How Searches Work
This guide explains the concepts Placefetch uses to organise and run searches so you can understand how searches are structured and work as efficiently as possible.
Boxes – the building blocks of searches
Placefetch organises each search area into rectangular bounding boxes defined by geographic coordinates. These boxes describe the area where requests will be sent to the Google Places API using your own Google Maps Platform API key.
When you draw a free‑form area (for example with a polygon), Placefetch internally represents that area as a set of smaller rectangular boxes that fit inside the shape. You do not need to work directly with coordinates for simple searches, but when you start importing or pasting data (for example from CSV), the coordinate boxes become part of the information you provide.
The geographic size and layout of your boxes affect how many API requests are required to cover a given area. For that reason, it is usually best to start with smaller test areas to understand how your settings behave before scaling to broader regions.

Recursive Searching and what it means
Search areas can vary significantly in how many places they contain. A rural region may include only a handful of matching results, while a dense urban centre may contain hundreds within the same geographic footprint.
When a search area is particularly dense, a single broad request may not be sufficient to return all relevant results. In these situations, Placefetch automatically refines the area into smaller, more focused sections and queries them individually. This allows dense regions to be explored in a structured and predictable way.
This refinement process happens dynamically and requires no manual configuration. Placefetch evaluates each area as it runs and determines whether it should continue at the current scope or narrow the focus further. The result is a search that adapts to the characteristics of the geography being queried, rather than applying a fixed approach to every location.

In practice, this means:
- Less densely populated areas are handled quickly with minimal subdivision
- High-density areas are processed through progressively narrower sections
- The system automatically balances coverage and scope without requiring user intervention
All of this occurs in real time and is visualised on the map interface, allowing you to see how different parts of a region are being processed as the search progresses.
Search Terms and Results
Each search needs a text input that describes what you are looking for. This search term is sent to the Google Places API, which returns results based on Google’s own data and ranking logic. Clear, specific terms such as “Thai restaurant”, “church”, “plumber”, or “car body repair” tend to lead to more consistent results.
Less formal or conversational terms (for example “chippy” or “where to buy surfboards”) may still return useful results, but they can also match a wider range of business types depending on how those businesses have been configured in Google’s systems.

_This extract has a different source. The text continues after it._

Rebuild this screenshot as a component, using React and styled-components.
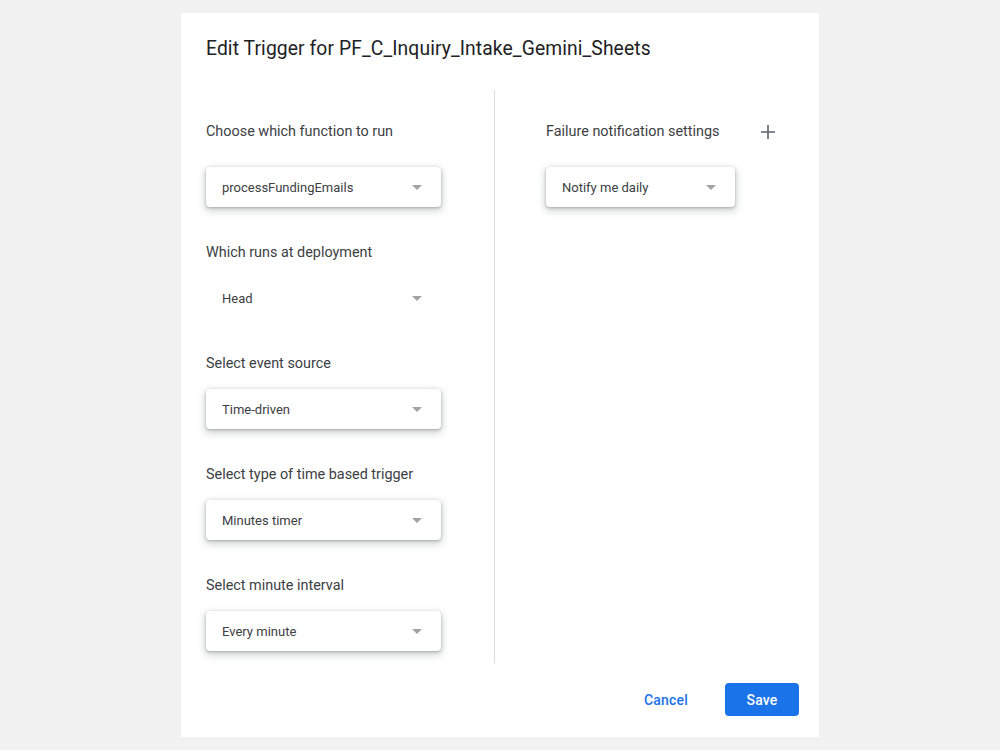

The results you see are influenced by how businesses have set themselves up in Google Business Profiles (formerly Google My Business), including the categories they select. Businesses can choose a primary category and additional categories; for example, a hair salon might also list itself under “nail salon”, which means it could appear when searching for nail‑related services in that area.
The category information returned by the Places API is based on a streamlined category set that is smaller than the full list available to businesses when they configure their profiles. This can mean that a very specific business category selected by the owner is represented by a more general category in the API response (for instance, a specialised “Vaporizer Store” appearing as “Store”). Google manages the mapping between the full category list and the API’s category set and does not publish that mapping.
Misconfigured or overly broad business categories can also affect what appears in your results. For example, a bicycle shop categorised only as “sporting goods store” might not be returned for a narrowly worded “bicycle repair” search in that location.
Placefetch connects to the Google Maps Platform using user‑supplied API keys only. Use of Google services through Placefetch is subject to the Google Maps Platform Terms of Service and applicable policies.